Data from the Centers for Disease Control and Prevention (CDC) indicate that as many as a third of all births in the U.S. are performed by cesarean section (C-section). This figure reflects a sharp rise in the number of C-section births performed in recent years – and an overall 60 percent increase since 1996.
C-sections can offer important – and sometimes life-saving – benefits, but they also carry risks not present in natural births. The majority of these risks are associated with various forms of medical malpractice.
Why are So Many More Women Having C-Sections?
It used to be that C-sections were primarily reserved for situations where they were medically necessary. For example, if a mother is losing a significant amount of blood or a large baby is in the breech position, a C-section may be necessary to protect the health of both mother and child. Today, however, the rise in C-section rates is largely driven by three non-medical factors:
- The mother’s convenience. Some mothers choose to undergo C-sections for purposes of scheduling maternity leave or accommodating their work schedules.

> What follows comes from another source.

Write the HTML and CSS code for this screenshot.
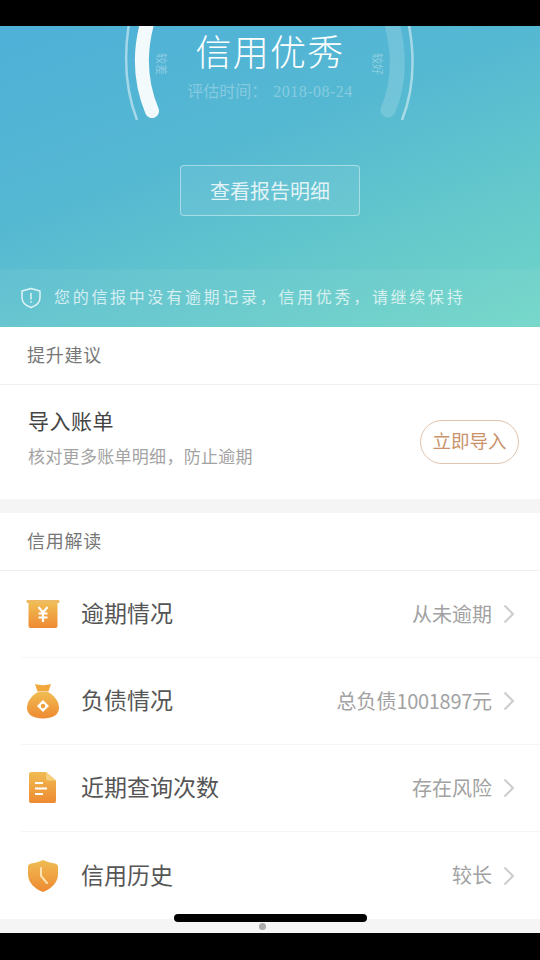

- The doctor’s convenience. In a startling trend, more doctors are scheduling C-sections not because they are medically necessary, but because they want to plan their patients’ births around their own personal lives.
- Avoiding unanticipated events during childbirth. Some doctors also rely on C-sections in order to avoid the unanticipated events that can occur during childbirth. They often do so in order to avoid making mistakes that can lead to lawsuits for medical malpractice.
However, due to the risks and financial costs associated with C-sections, there is a growing movement in the medical community to return to a focus on performing C-sections only when they are medically necessary. Unfortunately, even with medically-necessary C-sections, mothers and babies still face the dangers of medical malpractice.
What are the Medical Malpractice Risks Associated with C-Section Births?
Doctors who make mistakes while performing C-sections may be liable for medical malpractice. Malpractice during C-section births can lead to complications such as:
Injuries to the Mother Due to C-Section Malpractice
- Lacerated bowels or other internal organs
- Blood clots
- Complications from anesthesia errors
Injuries to the Fetus or Newborn Due to C-Section Malpractice
- Brain damage
- Organ damage
- Oxygen deprivation
- Broken bones
Failure to Perform a Necessary C-Section
On the flip side, there is also a risk that a doctor will fail to perform a C-section that is medically necessary. If your doctor proceeded with a natural birth when you should have had a C-section, this too can give rise to a claim for medical malpractice.